Today’s book was about the notorious outlaw John Wesley Hardin. When I was young, I remember ads on the TV for Time Life Books about various historical figures, one of which was John Wesley Hardin whom they claimed was “so mean he once shot a man just for snoring!” Now whether or not that was true or simply a tall tale, I still don’t know as there was no mention of such an act in this book.
John Wesley Hardin certainly lived an active and adventure-filled life. During the course of his life, he was employed in a number of different jobs. He spent time as a school teacher, a cattle herder, a gambler, and a number of other jobs that I never would have guessed at.
He did not start out intending to become an outlaw. At the time, he was a young man living in the southern states after the end of the civil war. He killed a man in self-defense, and knowing that in that time and place he would be killed as a murderer without any hope of a fair trial his father sent him away to keep him safe until such a time when he would have a fair chance under the law. (Mob rule often brought about hangings without any sort of trial, fair or otherwise.)
From what he tells about his life and actions in this book, he rarely shot first unless it was clear someone else was out to kill him. Also whenever he was able, he would give the other shooters the chance to surrender without killing them.
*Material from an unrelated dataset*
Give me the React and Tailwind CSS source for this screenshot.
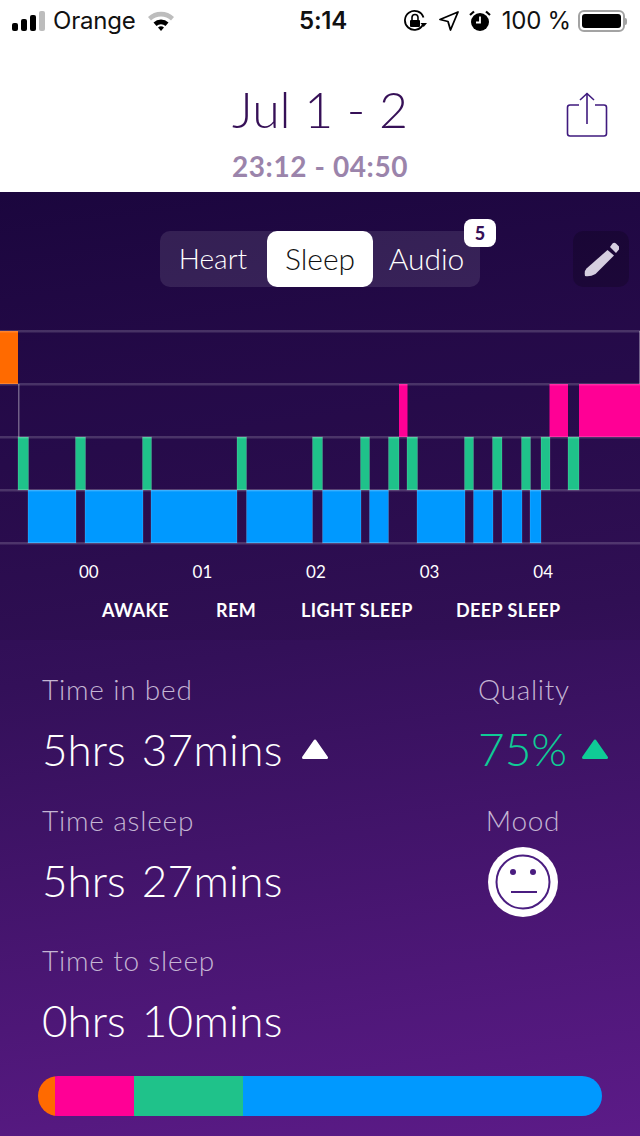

He may often have found himself on the wrong side of the law, but he comes across as essentially a decent man with a good heart, though he also is clearly a man who had no qualms when it came to killing someone.
John Wesley Hardin was married to a woman named Mary. Though he was often away on cattle drives, he loved her deeply and did his best to keep her and their children safe from harm when he knew there were men seeking to either kill or arrest him. While he was willing to allow a sheriff to arrest him if the man had a warrant & could guarantee his safety from any angry mob seeking to hang him, if the man seeking to take him in did not have a legal warrant, Hardin would fight to stay free, not worrying about whether or not he killed anyone in the process.
While he was not what we today would consider a righteous man, he did live by a more personal moral code than many men in his position likely did. He was definitely an interesting man living in interesting times. He knew a lot of people we might consider as notorious outlaws or famous lawmen and counted a number of them as his friends.
This book continues on to include his death and accounts of the trial of his killer afterwards. While not my favorite of biographies thus far, it did contain a lot more information about his life than I had previously known, and I am glad that read it. It is a short book, but if you take the time to read it, I hope you will also enjoy it.